■ **EXERCISE TASK**
Sort through the entries below and pull out lines containing the word "React".

■ **Entries from a dataset**
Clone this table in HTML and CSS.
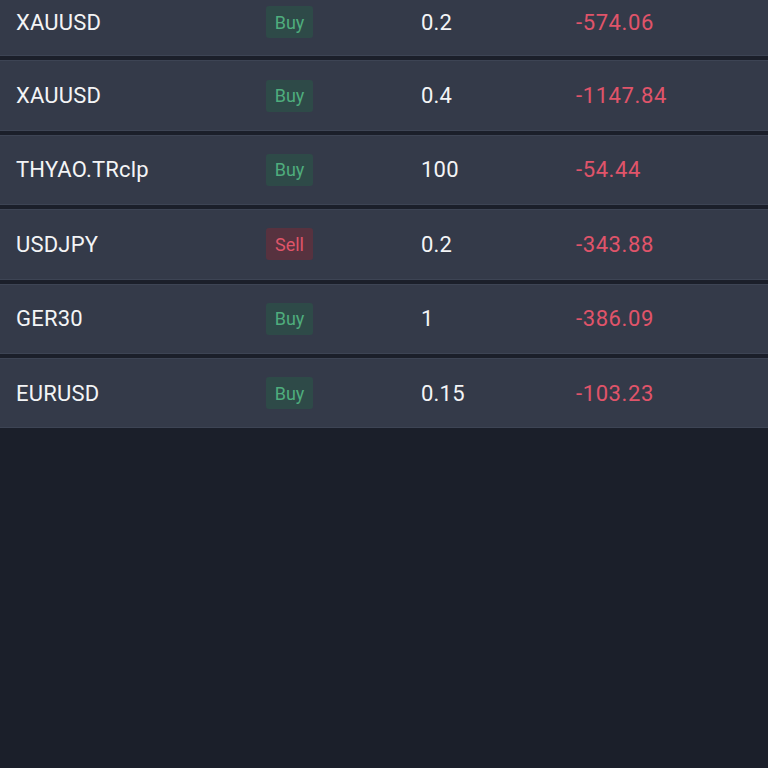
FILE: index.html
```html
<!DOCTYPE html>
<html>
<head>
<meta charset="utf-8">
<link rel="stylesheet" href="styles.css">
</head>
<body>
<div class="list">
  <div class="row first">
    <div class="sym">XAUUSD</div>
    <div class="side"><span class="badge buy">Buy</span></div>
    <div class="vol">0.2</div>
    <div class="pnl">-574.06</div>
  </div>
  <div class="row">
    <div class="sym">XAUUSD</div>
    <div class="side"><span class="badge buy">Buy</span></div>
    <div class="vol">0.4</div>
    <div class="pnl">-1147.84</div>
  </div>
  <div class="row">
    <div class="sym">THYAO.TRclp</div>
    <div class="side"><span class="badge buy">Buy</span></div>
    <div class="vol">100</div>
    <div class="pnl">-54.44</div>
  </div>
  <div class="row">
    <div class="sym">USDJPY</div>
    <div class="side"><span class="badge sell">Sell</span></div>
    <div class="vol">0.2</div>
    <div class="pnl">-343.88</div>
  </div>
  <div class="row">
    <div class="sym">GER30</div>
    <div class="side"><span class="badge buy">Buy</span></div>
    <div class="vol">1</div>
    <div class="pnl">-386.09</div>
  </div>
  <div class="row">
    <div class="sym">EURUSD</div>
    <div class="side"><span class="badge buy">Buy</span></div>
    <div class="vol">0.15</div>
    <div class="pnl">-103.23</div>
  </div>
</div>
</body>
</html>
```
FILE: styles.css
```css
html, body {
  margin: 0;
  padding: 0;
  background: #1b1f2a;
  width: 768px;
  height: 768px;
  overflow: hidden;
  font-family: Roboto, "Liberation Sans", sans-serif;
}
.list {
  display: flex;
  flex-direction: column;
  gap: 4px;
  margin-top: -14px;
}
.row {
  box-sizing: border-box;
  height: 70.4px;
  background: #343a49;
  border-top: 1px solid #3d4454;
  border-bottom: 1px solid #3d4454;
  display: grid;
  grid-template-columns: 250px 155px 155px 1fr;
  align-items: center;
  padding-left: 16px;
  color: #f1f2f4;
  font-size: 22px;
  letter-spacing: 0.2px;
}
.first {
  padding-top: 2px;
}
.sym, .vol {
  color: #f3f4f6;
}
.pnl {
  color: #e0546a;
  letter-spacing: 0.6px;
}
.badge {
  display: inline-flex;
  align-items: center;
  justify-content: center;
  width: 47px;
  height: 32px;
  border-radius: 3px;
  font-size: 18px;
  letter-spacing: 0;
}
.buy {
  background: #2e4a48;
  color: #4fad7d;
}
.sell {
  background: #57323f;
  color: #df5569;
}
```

==

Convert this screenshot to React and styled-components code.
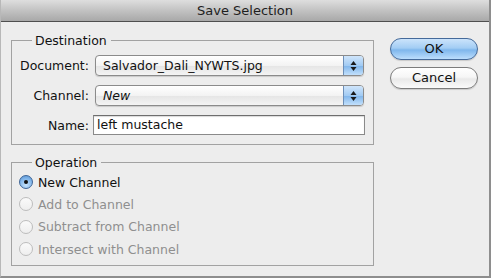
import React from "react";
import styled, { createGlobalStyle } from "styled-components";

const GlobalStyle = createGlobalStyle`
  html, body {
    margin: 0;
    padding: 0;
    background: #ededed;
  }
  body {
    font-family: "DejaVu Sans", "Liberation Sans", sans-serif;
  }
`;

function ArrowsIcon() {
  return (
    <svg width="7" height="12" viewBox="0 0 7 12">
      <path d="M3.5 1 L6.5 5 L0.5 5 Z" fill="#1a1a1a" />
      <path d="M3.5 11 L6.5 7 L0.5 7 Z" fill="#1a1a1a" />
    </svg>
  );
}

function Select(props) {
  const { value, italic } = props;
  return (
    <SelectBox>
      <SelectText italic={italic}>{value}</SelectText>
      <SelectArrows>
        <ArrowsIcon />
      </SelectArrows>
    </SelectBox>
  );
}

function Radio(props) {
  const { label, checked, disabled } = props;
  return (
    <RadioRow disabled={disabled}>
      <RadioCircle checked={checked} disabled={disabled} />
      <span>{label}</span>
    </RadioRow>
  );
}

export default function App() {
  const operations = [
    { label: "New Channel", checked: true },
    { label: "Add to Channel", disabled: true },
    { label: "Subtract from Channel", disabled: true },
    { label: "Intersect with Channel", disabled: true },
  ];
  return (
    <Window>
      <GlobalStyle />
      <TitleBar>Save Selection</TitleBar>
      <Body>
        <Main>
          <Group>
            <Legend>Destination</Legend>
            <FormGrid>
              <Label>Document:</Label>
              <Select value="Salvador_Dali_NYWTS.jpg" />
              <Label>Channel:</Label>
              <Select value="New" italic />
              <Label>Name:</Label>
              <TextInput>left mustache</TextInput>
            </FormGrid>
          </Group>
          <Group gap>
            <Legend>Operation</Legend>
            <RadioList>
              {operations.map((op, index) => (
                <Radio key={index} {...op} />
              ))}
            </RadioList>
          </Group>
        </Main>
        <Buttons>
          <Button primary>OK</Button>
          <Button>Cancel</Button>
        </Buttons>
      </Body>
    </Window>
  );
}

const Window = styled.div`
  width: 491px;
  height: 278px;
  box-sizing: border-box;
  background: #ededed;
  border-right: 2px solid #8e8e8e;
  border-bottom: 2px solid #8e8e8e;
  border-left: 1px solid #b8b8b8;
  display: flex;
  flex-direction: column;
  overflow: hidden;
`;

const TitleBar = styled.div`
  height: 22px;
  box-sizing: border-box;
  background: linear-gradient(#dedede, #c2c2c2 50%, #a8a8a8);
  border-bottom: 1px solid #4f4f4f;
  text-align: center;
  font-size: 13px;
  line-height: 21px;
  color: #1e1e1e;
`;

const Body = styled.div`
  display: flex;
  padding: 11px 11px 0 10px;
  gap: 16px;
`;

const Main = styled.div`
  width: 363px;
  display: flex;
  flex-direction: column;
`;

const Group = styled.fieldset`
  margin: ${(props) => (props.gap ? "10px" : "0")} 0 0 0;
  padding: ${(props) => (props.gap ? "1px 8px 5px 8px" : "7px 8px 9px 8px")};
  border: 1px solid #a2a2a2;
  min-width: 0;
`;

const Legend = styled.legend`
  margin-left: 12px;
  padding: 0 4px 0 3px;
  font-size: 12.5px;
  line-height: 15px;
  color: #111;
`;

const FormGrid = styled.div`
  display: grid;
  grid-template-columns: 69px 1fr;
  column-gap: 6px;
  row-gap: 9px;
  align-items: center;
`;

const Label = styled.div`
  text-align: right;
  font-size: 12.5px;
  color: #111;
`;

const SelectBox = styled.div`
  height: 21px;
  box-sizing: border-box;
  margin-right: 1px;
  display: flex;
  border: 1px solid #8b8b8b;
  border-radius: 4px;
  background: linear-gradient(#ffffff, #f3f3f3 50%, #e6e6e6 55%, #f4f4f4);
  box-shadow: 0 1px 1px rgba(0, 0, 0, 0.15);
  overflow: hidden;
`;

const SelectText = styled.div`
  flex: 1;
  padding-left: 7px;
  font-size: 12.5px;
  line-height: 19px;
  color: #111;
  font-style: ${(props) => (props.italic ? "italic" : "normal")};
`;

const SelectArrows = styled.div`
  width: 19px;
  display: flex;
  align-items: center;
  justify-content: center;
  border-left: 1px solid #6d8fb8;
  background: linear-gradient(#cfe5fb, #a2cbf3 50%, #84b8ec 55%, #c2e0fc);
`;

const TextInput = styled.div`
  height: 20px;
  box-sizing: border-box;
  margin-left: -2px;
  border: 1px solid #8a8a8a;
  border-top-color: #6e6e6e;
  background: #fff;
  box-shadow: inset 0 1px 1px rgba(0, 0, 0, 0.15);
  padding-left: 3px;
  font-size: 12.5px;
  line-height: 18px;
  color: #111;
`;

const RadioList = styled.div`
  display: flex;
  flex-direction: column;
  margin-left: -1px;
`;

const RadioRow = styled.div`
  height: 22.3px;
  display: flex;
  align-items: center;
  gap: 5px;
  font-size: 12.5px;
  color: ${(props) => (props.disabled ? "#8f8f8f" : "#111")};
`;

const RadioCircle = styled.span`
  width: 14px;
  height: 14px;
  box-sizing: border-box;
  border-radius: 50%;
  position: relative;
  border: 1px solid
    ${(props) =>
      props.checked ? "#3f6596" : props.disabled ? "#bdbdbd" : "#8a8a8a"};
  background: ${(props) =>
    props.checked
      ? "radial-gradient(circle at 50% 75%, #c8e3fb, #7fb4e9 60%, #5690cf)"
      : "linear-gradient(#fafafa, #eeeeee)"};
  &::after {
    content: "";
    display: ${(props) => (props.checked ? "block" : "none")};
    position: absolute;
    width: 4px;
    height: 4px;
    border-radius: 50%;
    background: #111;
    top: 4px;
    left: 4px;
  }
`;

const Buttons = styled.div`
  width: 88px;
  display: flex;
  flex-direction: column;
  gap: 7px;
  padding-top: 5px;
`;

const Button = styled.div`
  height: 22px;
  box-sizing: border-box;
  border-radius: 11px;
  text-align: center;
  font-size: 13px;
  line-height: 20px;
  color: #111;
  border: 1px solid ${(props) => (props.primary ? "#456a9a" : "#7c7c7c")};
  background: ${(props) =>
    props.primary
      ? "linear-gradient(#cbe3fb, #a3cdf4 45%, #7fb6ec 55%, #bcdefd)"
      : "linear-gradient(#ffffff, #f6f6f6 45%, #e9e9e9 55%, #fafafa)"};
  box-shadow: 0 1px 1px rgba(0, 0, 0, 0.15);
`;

■ **TASK RESPONSE**
Convert this screenshot to React and styled-components code.
import React from "react";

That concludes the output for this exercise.